* begin *

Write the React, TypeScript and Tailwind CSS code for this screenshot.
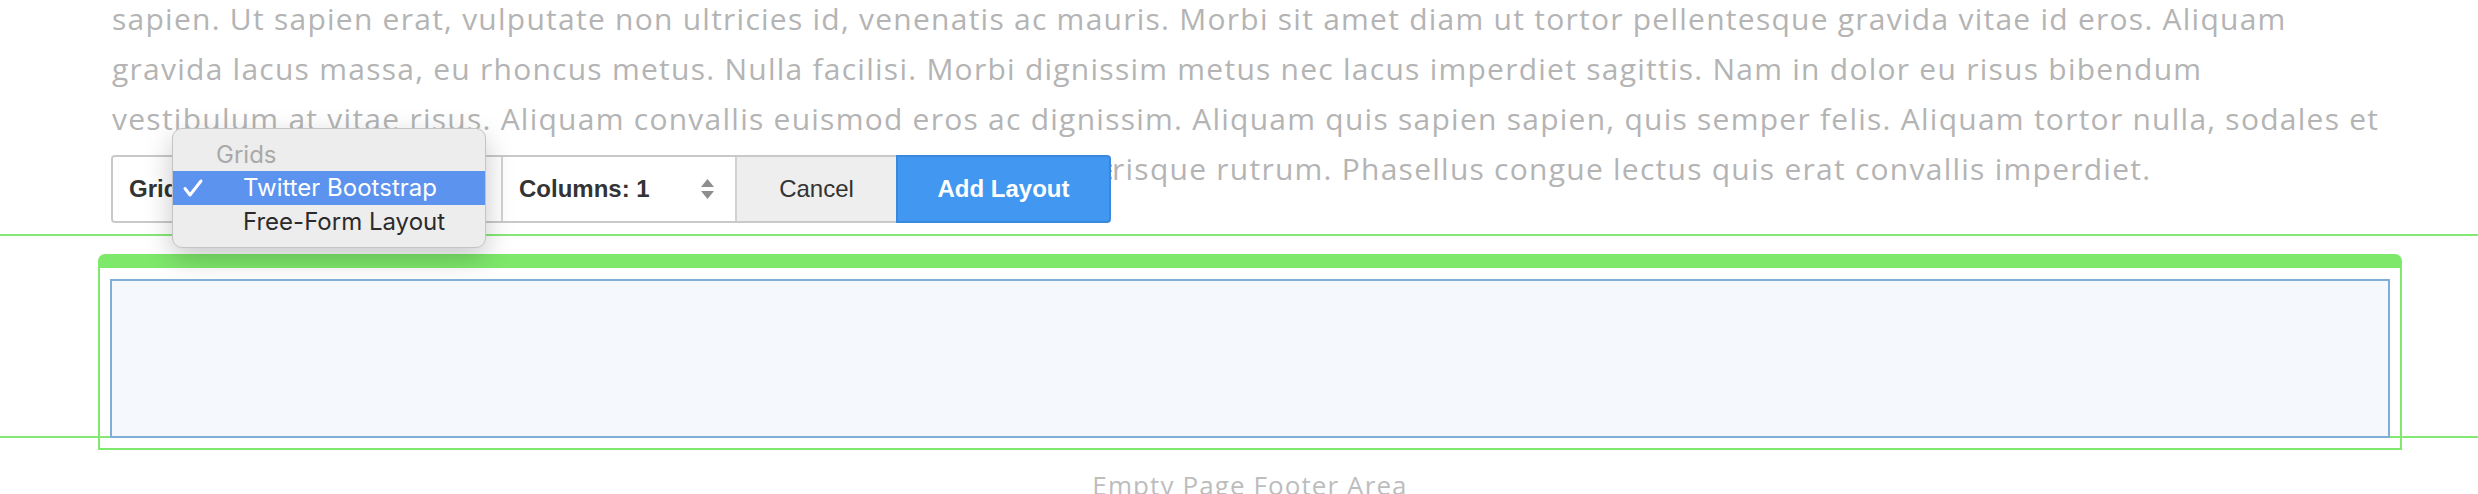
import { ReactNode } from 'react'

const guideGreen = 'bg-[#84e874]'

function Spinner() {
  return (
    <svg width="15" height="22" viewBox="0 0 15 22" className="flex-shrink-0">
      <path d="M7.5 1 L14 9 L1 9 Z" fill="#8e8e8e" />
      <path d="M1 13 L14 13 L7.5 21 Z" fill="#8e8e8e" />
    </svg>
  )
}

function Section({ children, className }: { children: ReactNode; className: string }) {
  return <div className={'flex h-full items-center ' + className}>{children}</div>
}

function Toolbar() {
  return (
    <div className="absolute left-[111px] top-[155px] flex h-[68px] w-[1000px] font-['Liberation_Sans',Arial,sans-serif] text-[24px] text-[#333]">
      <div className="flex h-full flex-1 overflow-hidden rounded-l-[4px] border-y-2 border-l-2 border-[#c9c9c9]">
        <Section className="w-[390px] justify-between border-r-2 border-[#d2d2d2] bg-white pl-[16px] pr-[20px]">
          <span className="font-bold">Grid: Twitter Bootstrap</span>
          <Spinner />
        </Section>
        <Section className="w-[234px] justify-between border-r-2 border-[#d2d2d2] bg-white pl-[16px] pr-[20px]">
          <span className="font-bold">Columns: 1</span>
          <Spinner />
        </Section>
        <Section className="flex-1 justify-center bg-[#eeeeee]">
          <span>Cancel</span>
        </Section>
      </div>
      <button className="flex h-full w-[215px] items-center justify-center rounded-r-[4px] border-2 border-[#3a88dc] bg-[#4298f0] font-bold text-white">
        Add Layout
      </button>
    </div>
  )
}

function GridMenu() {
  return (
    <div className="absolute left-[172px] top-[128px] w-[314px] rounded-[10px] border border-[#c4c4c4] bg-[#ededed] pb-[8px] pt-[9px] font-['Inter',sans-serif] text-[24px] shadow-[0_10px_28px_rgba(0,0,0,0.22)]">
      <div className="flex h-[33px] items-center pl-[43px] text-[#a9a9a9]">Grids</div>
      <div className="flex h-[34px] items-center bg-[#5b93ef] text-white">
        <svg width="46" height="20" viewBox="0 0 46 20" className="flex-shrink-0">
          <path d="M12 10.5 L17 17 L28 3" fill="none" stroke="white" strokeWidth="3" strokeLinecap="round" strokeLinejoin="round" />
        </svg>
        <span className="pl-[24px]">Twitter Bootstrap</span>
      </div>
      <div className="flex h-[34px] items-center pl-[70px] text-[#2b2b2b]">Free-Form Layout</div>
    </div>
  )
}

export default function App() {
  return (
    <div className="relative h-[494px] w-[2478px] overflow-hidden bg-white">
      <div className="-mt-[6px] whitespace-nowrap pl-[112px] font-['Open_Sans',sans-serif] text-[30px] leading-[50px] tracking-[1.25px] text-[#b4b4b4]">
        <div>sapien. Ut sapien erat, vulputate non ultricies id, venenatis ac mauris. Morbi sit amet diam ut tortor pellentesque gravida vitae id eros. Aliquam</div>
        <div>gravida lacus massa, eu rhoncus metus. Nulla facilisi. Morbi dignissim metus nec lacus imperdiet sagittis. Nam in dolor eu risus bibendum</div>
        <div>vestibulum at vitae risus. Aliquam convallis euismod eros ac dignissim. Aliquam quis sapien sapien, quis semper felis. Aliquam tortor nulla, sodales et</div>
        <div>
          <span className="inline-block w-[1000px] overflow-hidden align-top">tincidunt ante, vel aliquet nibh. Nam nec magna sit amet quam scele</span>
          risque rutrum. Phasellus congue lectus quis erat convallis imperdiet.
        </div>
      </div>

      <div className={'mt-[40px] h-[2px] ' + guideGreen} />

      <div className="relative mt-[18px]">
        <div className="ml-[98px] w-[2304px]">
          <div className="h-[14px] rounded-t-[7px] bg-[#7ee86b]" />
          <div className="border-x-2 border-b-2 border-[#80e86e] px-[10px] pb-[10px] pt-[11px]">
            <div className="relative z-10 h-[159px] border-2 border-[#80aed6] bg-[#f5f8fd]" />
          </div>
        </div>
        <div className={'absolute left-0 right-0 top-[182px] h-[2px] ' + guideGreen} />
      </div>

      <div className="ml-[98px] mt-[17px] w-[2304px] text-center font-['Open_Sans',sans-serif] text-[26px] leading-[36px] tracking-[1.1px] text-[#bdbdbd]">
        Empty Page Footer Area
      </div>

      <Toolbar />
      <GridMenu />
    </div>
  )
}
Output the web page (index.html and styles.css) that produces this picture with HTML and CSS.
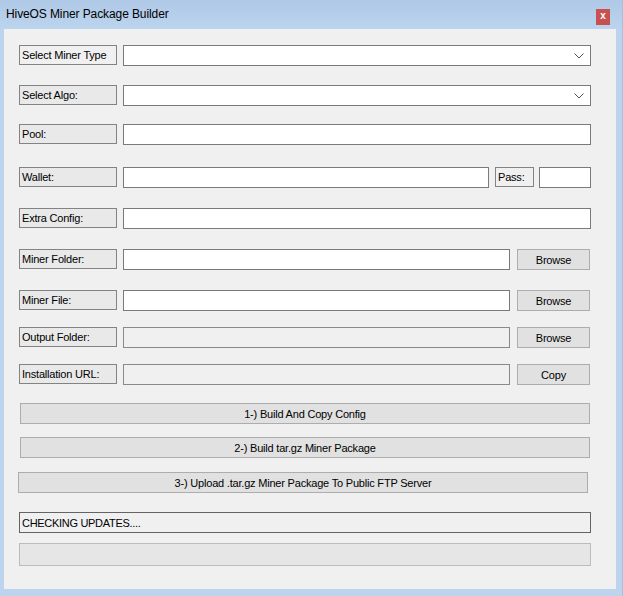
FILE: index.html
```html
<!DOCTYPE html>
<html>
<head>
<meta charset="utf-8">
<title>HiveOS Miner Package Builder</title>
<link rel="stylesheet" href="styles.css">
</head>
<body>
<div class="window">
  <div class="titlebar">
    <span class="title">HiveOS Miner Package Builder</span>
    <span class="close">x</span>
  </div>
  <div class="client">
    <div class="row mt16">
      <div class="label light">Select Miner Type</div>
      <div class="combo"><svg class="chev" width="10" height="6" viewBox="0 0 10 6"><polyline points="0.5,0.5 5,5 9.5,0.5" fill="none" stroke="#505050" stroke-width="1"/></svg></div>
    </div>
    <div class="row mt19">
      <div class="label">Select Algo:</div>
      <div class="combo"><svg class="chev" width="10" height="6" viewBox="0 0 10 6"><polyline points="0.5,0.5 5,5 9.5,0.5" fill="none" stroke="#505050" stroke-width="1"/></svg></div>
    </div>
    <div class="row mt18">
      <div class="label">Pool:</div>
      <div class="input grow"></div>
    </div>
    <div class="row mt22">
      <div class="label">Wallet:</div>
      <div class="input wallet"></div>
      <div class="label pass">Pass:</div>
      <div class="input passin"></div>
    </div>
    <div class="row mt20">
      <div class="label">Extra Config:</div>
      <div class="input grow"></div>
    </div>
    <div class="row mt20">
      <div class="label">Miner Folder:</div>
      <div class="input path"></div>
      <div class="btn small">Browse</div>
    </div>
    <div class="row mt20">
      <div class="label">Miner File:</div>
      <div class="input path"></div>
      <div class="btn small">Browse</div>
    </div>
    <div class="row mt16">
      <div class="label">Output Folder:</div>
      <div class="input path disabled"></div>
      <div class="btn small">Browse</div>
    </div>
    <div class="row mt16">
      <div class="label">Installation URL:</div>
      <div class="input path disabled"></div>
      <div class="btn small">Copy</div>
    </div>
    <div class="btn wide b1">1-) Build And Copy Config</div>
    <div class="btn wide b2">2-) Build tar.gz Miner Package</div>
    <div class="btn wide b3">3-) Upload .tar.gz Miner Package To Public FTP Server</div>
    <div class="status">CHECKING UPDATES....</div>
    <div class="progress"></div>
  </div>
</div>
</body>
</html>
```
FILE: styles.css
```css
* { box-sizing: border-box; }
html, body { margin: 0; padding: 0; }
body {
  width: 623px;
  height: 596px;
  overflow: hidden;
  font-family: "Liberation Sans", Arial, sans-serif;
  font-size: 11px;
  color: #000;
}
.window {
  width: 623px;
  height: 596px;
  background: #bcd4ee;
  border-right: 1px solid #a7c1de;
  display: flex;
  flex-direction: column;
}
.titlebar {
  height: 29px;
  flex: none;
  display: flex;
  align-items: center;
  justify-content: space-between;
  padding: 0 12px 1px 6px;
  background: linear-gradient(#aec8e6, #bcd4ee);
}
.title {
  font-size: 12px;
  color: #000;
  letter-spacing: -0.1px;
}
.close {
  width: 14px;
  height: 16px;
  background: #c75050;
  color: #fff;
  font-weight: bold;
  font-size: 10px;
  line-height: 14px;
  text-align: center;
  margin-top: 5px;
}
.client {
  flex: none;
  width: 612px;
  height: 560px;
  margin-left: 4px;
  background: #f0f0f0;
  display: flex;
  flex-direction: column;
  padding-left: 15px;
}
.row {
  display: flex;
  height: 21px;
  align-items: stretch;
}
.mt16 { margin-top: 16px; }
.mt18 { margin-top: 18px; }
.mt19 { margin-top: 19px; }
.mt20 { margin-top: 20px; }
.mt22 { margin-top: 22px; }
.label {
  width: 98px;
  height: 20px;
  flex: none;
  border: 1px solid #838383;
  background: #e9e9e9;
  padding-left: 2px;
  display: flex;
  align-items: center;
  white-space: nowrap;
  letter-spacing: -0.2px;
}
.label.light { background: #f0f0f0; }
.combo, .input {
  margin-left: 6px;
  height: 21px;
  border: 1px solid #7a7a7a;
  background: #fff;
}
.combo {
  width: 468px;
  position: relative;
}
.chev {
  position: absolute;
  right: 6px;
  top: 7px;
}
.grow { width: 468px; }
.wallet { width: 366px; }
.label.pass {
  width: 39px;
  margin-left: 6px;
  background: #f0f0f0;
  height: 20px;
}
.passin { width: 52px; margin-left: 5px; }
.path { width: 387px; }
.input.disabled {
  background: #f0f0f0;
  border-color: #8a8a8a;
}
.btn {
  background: #e1e1e1;
  border: 1px solid #adadad;
  display: flex;
  align-items: center;
  justify-content: center;
  white-space: nowrap;
  letter-spacing: -0.2px;
}
.btn.small {
  width: 73px;
  margin-left: 7px;
  height: 21px;
}
.btn.wide {
  width: 570px;
  height: 21px;
}
.b1 { margin-top: 18px; margin-left: 1px; }
.b2 { margin-top: 13px; margin-left: 1px; }
.b3 { margin-top: 14px; margin-left: -1px; }
.status {
  margin-top: 19px;
  width: 572px;
  height: 21px;
  border: 1px solid #646464;
  background: #f0f0f0;
  padding-left: 2px;
  display: flex;
  align-items: center;
  letter-spacing: -0.3px;
}
.progress {
  margin-top: 10px;
  width: 572px;
  height: 23px;
  border: 1px solid #bcbcbc;
  background: #e6e6e6;
}
```
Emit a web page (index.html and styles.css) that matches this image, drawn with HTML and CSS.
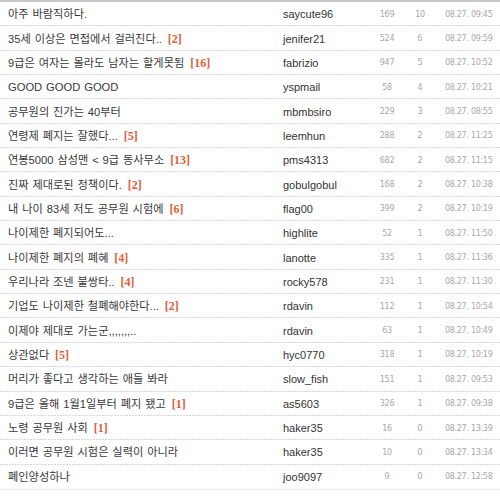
FILE: index.html
```html
<!DOCTYPE html>
<html lang="ko">
<head>
<meta charset="utf-8">
<title>게시판</title>
<link rel="stylesheet" href="styles.css">
</head>
<body>
<div class="board">
  <div class="row"><div class="title">아주 바람직하다.</div><div class="author">saycute96</div><div class="views">169</div><div class="cnt">10</div><div class="date">08.27. 09:45</div></div>
  <div class="row"><div class="title">35세 이상은 면접에서 걸러진다.. <span class="cmt">[2]</span></div><div class="author">jenifer21</div><div class="views">524</div><div class="cnt">6</div><div class="date">08.27. 09:59</div></div>
  <div class="row"><div class="title">9급은 여자는 몰라도 남자는 할게못됨 <span class="cmt">[16]</span></div><div class="author">fabrizio</div><div class="views">947</div><div class="cnt">5</div><div class="date">08.27. 10:52</div></div>
  <div class="row"><div class="title">GOOD GOOD GOOD</div><div class="author">yspmail</div><div class="views">58</div><div class="cnt">4</div><div class="date">08.27. 10:21</div></div>
  <div class="row"><div class="title">공무원의 진가는 40부터</div><div class="author">mbmbsiro</div><div class="views">229</div><div class="cnt">3</div><div class="date">08.27. 08:55</div></div>
  <div class="row"><div class="title">연령제 폐지는 잘했다... <span class="cmt">[5]</span></div><div class="author">leemhun</div><div class="views">288</div><div class="cnt">2</div><div class="date">08.27. 11:25</div></div>
  <div class="row"><div class="title">연봉5000 삼성맨 &lt; 9급 동사무소 <span class="cmt">[13]</span></div><div class="author">pms4313</div><div class="views">682</div><div class="cnt">2</div><div class="date">08.27. 11:15</div></div>
  <div class="row"><div class="title">진짜 제대로된 정책이다. <span class="cmt">[2]</span></div><div class="author">gobulgobul</div><div class="views">168</div><div class="cnt">2</div><div class="date">08.27. 10:38</div></div>
  <div class="row"><div class="title">내 나이 83세 저도 공무원 시험에 <span class="cmt">[6]</span></div><div class="author">flag00</div><div class="views">399</div><div class="cnt">2</div><div class="date">08.27. 10:19</div></div>
  <div class="row"><div class="title">나이제한 폐지되어도...</div><div class="author">highlite</div><div class="views">52</div><div class="cnt">1</div><div class="date">08.27. 11:50</div></div>
  <div class="row"><div class="title">나이제한 폐지의 폐혜 <span class="cmt">[4]</span></div><div class="author">lanotte</div><div class="views">335</div><div class="cnt">1</div><div class="date">08.27. 11:36</div></div>
  <div class="row"><div class="title">우리나라 조넨 불쌍타.. <span class="cmt">[4]</span></div><div class="author">rocky578</div><div class="views">231</div><div class="cnt">1</div><div class="date">08.27. 11:30</div></div>
  <div class="row"><div class="title">기업도 나이제한 철폐해야한다... <span class="cmt">[2]</span></div><div class="author">rdavin</div><div class="views">112</div><div class="cnt">1</div><div class="date">08.27. 10:54</div></div>
  <div class="row"><div class="title">이제야 제대로 가는군,,,,,,,..</div><div class="author">rdavin</div><div class="views">63</div><div class="cnt">1</div><div class="date">08.27. 10:49</div></div>
  <div class="row"><div class="title">상관없다 <span class="cmt">[5]</span></div><div class="author">hyc0770</div><div class="views">318</div><div class="cnt">1</div><div class="date">08.27. 10:19</div></div>
  <div class="row"><div class="title">머리가 좋다고 생각하는 애들 봐라</div><div class="author">slow_fish</div><div class="views">151</div><div class="cnt">1</div><div class="date">08.27. 09:53</div></div>
  <div class="row"><div class="title">9급은 올해 1월1일부터 폐지 됐고 <span class="cmt">[1]</span></div><div class="author">as5603</div><div class="views">326</div><div class="cnt">1</div><div class="date">08.27. 09:38</div></div>
  <div class="row"><div class="title">노령 공무원 사회 <span class="cmt">[1]</span></div><div class="author">haker35</div><div class="views">16</div><div class="cnt">0</div><div class="date">08.27. 13:39</div></div>
  <div class="row"><div class="title">이러면 공무원 시험은 실력이 아니라</div><div class="author">haker35</div><div class="views">10</div><div class="cnt">0</div><div class="date">08.27. 13:34</div></div>
  <div class="row"><div class="title">폐인양성하나</div><div class="author">joo9097</div><div class="views">9</div><div class="cnt">0</div><div class="date">08.27. 12:58</div></div>
</div>
</body>
</html>
```
FILE: styles.css
```css
html, body {
  margin: 0;
  padding: 0;
  background: #fff;
}
.board {
  width: 500px;
  border-top: 2px solid #c8c8c8;
  border-bottom: 1px solid #eeeeee;
}
.row {
  display: grid;
  grid-template-columns: 275px 87px 34px 32px 72px;
  align-items: center;
  height: 24.35px;
  box-sizing: border-box;
  padding-left: 8px;
  background-image: linear-gradient(to right, #d6d6d6 2px, transparent 2px);
  background-size: 3px 1px;
  background-repeat: repeat-x;
  background-position: left bottom;
}
.row:last-child {
  background-image: none;
}
.title {
  font-family: "Liberation Sans", "Noto Sans CJK KR", sans-serif;
  font-size: 11.2px;
  word-spacing: 0.8px;
  color: #383838;
  white-space: nowrap;
  line-height: 14px;
}
.cmt {
  font-family: "Liberation Serif", serif;
  font-weight: bold;
  font-size: 12px;
  color: #e0603a;
  margin-left: 2px;
  word-spacing: 0;
}
.author {
  font-family: "Liberation Sans", sans-serif;
  font-size: 11px;
  color: #333;
}
.views, .cnt, .date {
  font-family: "DejaVu Sans", sans-serif;
  font-size: 8px;
  letter-spacing: -0.3px;
  color: #a8a8a8;
}
.views, .cnt {
  text-align: center;
}
.date {
  padding-left: 9px;
}
```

* end *

AIM OF THE TASK | Go through the records line by line and count those containing the string "index". Give only the total.

FINAL RESULT | 4